_Supplied information_
....
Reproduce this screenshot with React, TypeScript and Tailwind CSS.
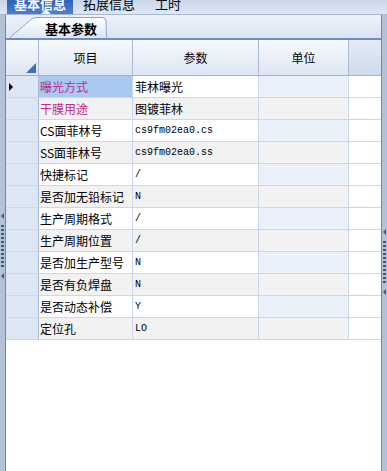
import React from "react";

type Row = { name: string; value: string; pink?: boolean; mono?: boolean };

const rows: Row[] = [
  { name: "曝光方式", value: "菲林曝光", pink: true },
  { name: "干膜用途", value: "图镀菲林", pink: true },
  { name: "CS面菲林号", value: "cs9fm02ea0.cs", mono: true },
  { name: "SS面菲林号", value: "cs9fm02ea0.ss", mono: true },
  { name: "快捷标记", value: "/", mono: true },
  { name: "是否加无铅标记", value: "N", mono: true },
  { name: "生产周期格式", value: "/", mono: true },
  { name: "生产周期位置", value: "/", mono: true },
  { name: "是否加生产型号", value: "N", mono: true },
  { name: "是否有负焊盘", value: "N", mono: true },
  { name: "是否动态补偿", value: "Y", mono: true },
  { name: "定位孔", value: "LO", mono: true },
];

const cjk = { fontFamily: '"Noto Sans CJK SC", "Noto Sans", sans-serif' };
const mono = { fontFamily: '"Liberation Mono", "DejaVu Sans Mono", monospace' };

function Splitter({ side }: { side: "left" | "right" }) {
  return (
    <div
      className={`w-[6px] shrink-0 bg-[#b4c2d8] flex flex-col items-center ${
        side === "left" ? "border-r border-[#6f86ad] pt-[198px]" : "border-l border-[#6f86ad] pt-[214px]"
      }`}
    >
      <div className="w-0 h-0 border-y-[3px] border-y-transparent border-r-[3px] border-r-[#3d5686]" />
      <div className="flex flex-col gap-[2px] mt-[6px]">
        {Array.from({ length: 11 }).map((_, i) => (
          <div key={i} className="w-[3px] h-[2px] bg-[#3d5686]" />
        ))}
      </div>
      <div className="w-0 h-0 mt-[6px] border-y-[3px] border-y-transparent border-r-[3px] border-r-[#3d5686]" />
    </div>
  );
}

export default function App() {
  return (
    <div className="w-[387px] h-[471px] overflow-hidden bg-white flex flex-col" style={cjk}>
      {/* top tabs, cut off at the top */}
      <div className="h-[15px] shrink-0 flex items-end bg-gradient-to-b from-[#c9d6ea] to-[#dfe7f3] border-b border-[#aab9d2] overflow-hidden">
        <div className="relative ml-[7px] w-[66px] h-[15px] bg-gradient-to-b from-[#2f5fb3] to-[#4a7fd0] flex items-end justify-center">
          <span className="text-white font-bold text-[13px] leading-none mb-[4px]">基本信息</span>
          <div className="absolute bottom-0 left-[34px] w-0 h-0 border-x-[5px] border-x-transparent border-b-[5px] border-b-[#eef3fa]" />
        </div>
        <span className="ml-[10px] text-black text-[13px] leading-none mb-[4px]">拓展信息</span>
        <span className="ml-[20px] text-black text-[13px] leading-none mb-[4px]">工时</span>
      </div>

      <div className="flex-1 flex min-h-0">
        <Splitter side="left" />

        <div className="flex-1 flex flex-col min-w-0">
          {/* inner tab strip */}
          <div className="h-[23px] shrink-0 flex items-end bg-gradient-to-b from-[#eef3fa] to-[#d9e4f3]">
            <div className="relative ml-[3px] h-[21px] w-[98px] flex items-end">
              <svg className="absolute left-0 top-0" width="98" height="21" viewBox="0 0 98 21">
                <defs>
                  <linearGradient id="tabg" x1="0" y1="0" x2="0" y2="1">
                    <stop offset="0" stopColor="#ffffff" />
                    <stop offset="1" stopColor="#dce7f6" />
                  </linearGradient>
                </defs>
                <path d="M0.5 21 L22 2.5 Q24 0.5 27 0.5 L93 0.5 Q97 0.5 97 4 L97.5 21" fill="url(#tabg)" stroke="#8aa3cb" />
              </svg>
              <span className="relative ml-[36px] mb-[3px] text-[13px] font-bold leading-none text-black">基本参数</span>
            </div>
          </div>

          {/* grid */}
          <div className="flex-1 flex flex-col border-t-2 border-[#6d8cc2] bg-white">
            <div className="flex h-[36px] shrink-0 bg-gradient-to-b from-[#f7f9fd] to-[#dde6f3] border-b border-[#9db3d6] text-[12px] text-black">
              <div className="relative w-[33px] shrink-0 border-r border-[#a8b9d3]">
                <div className="absolute right-[2px] bottom-[2px] w-0 h-0 border-l-[10px] border-l-transparent border-b-[10px] border-b-[#3a6fc4]" />
              </div>
              <div className="w-[94px] shrink-0 flex items-center justify-center border-r border-[#a8b9d3]">项目</div>
              <div className="w-[126px] shrink-0 flex items-center justify-center border-r border-[#a8b9d3]">参数</div>
              <div className="w-[90px] shrink-0 flex items-center justify-center border-r border-[#a8b9d3]">单位</div>
              <div className="flex-1 bg-gradient-to-b from-[#e4ebf5] to-[#cfdbec]" />
            </div>

            {rows.map((r, i) => {
              const odd = i % 2 === 1;
              return (
                <div key={r.name} className="flex h-[22px] shrink-0 border-b border-[#c9d7ec] text-[12px] leading-none">
                  <div className="w-[33px] shrink-0 bg-[#dce6f4] border-r border-[#a8b9d3] flex items-center pl-[3px]">
                    {i === 0 && (
                      <div className="w-0 h-0 border-y-[4px] border-y-transparent border-l-[4px] border-l-black" />
                    )}
                  </div>
                  <div
                    className={`w-[94px] shrink-0 flex items-center pl-[1px] border-r border-[#c9d7ec] ${
                      i === 0 ? "bg-[#a9c9f0]" : odd ? "bg-[#f2f2f2]" : "bg-white"
                    } ${r.pink ? "text-[#c2268f]" : "text-black"}`}
                  >
                    {r.name}
                  </div>
                  <div
                    className={`w-[126px] shrink-0 flex items-center pl-[2px] border-r border-[#c9d7ec] text-black ${
                      odd ? "bg-[#f2f2f2]" : "bg-white"
                    }`}
                    style={r.mono ? { ...mono, fontSize: "10px" } : undefined}
                  >
                    {r.value}
                  </div>
                  <div
                    className={`w-[90px] shrink-0 border-r border-[#c9d7ec] ${odd ? "bg-[#f2f2f2]" : "bg-[#eaf1fb]"}`}
                  />
                  <div className="flex-1 bg-white" />
                </div>
              );
            })}
            <div className="flex-1" />
          </div>
        </div>

        <Splitter side="right" />
      </div>
    </div>
  );
}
....
_Written exercise_
Check each line of the data above for the word "React" and say how many lines contain it, giving nothing besides the number.

_Answer in full_
2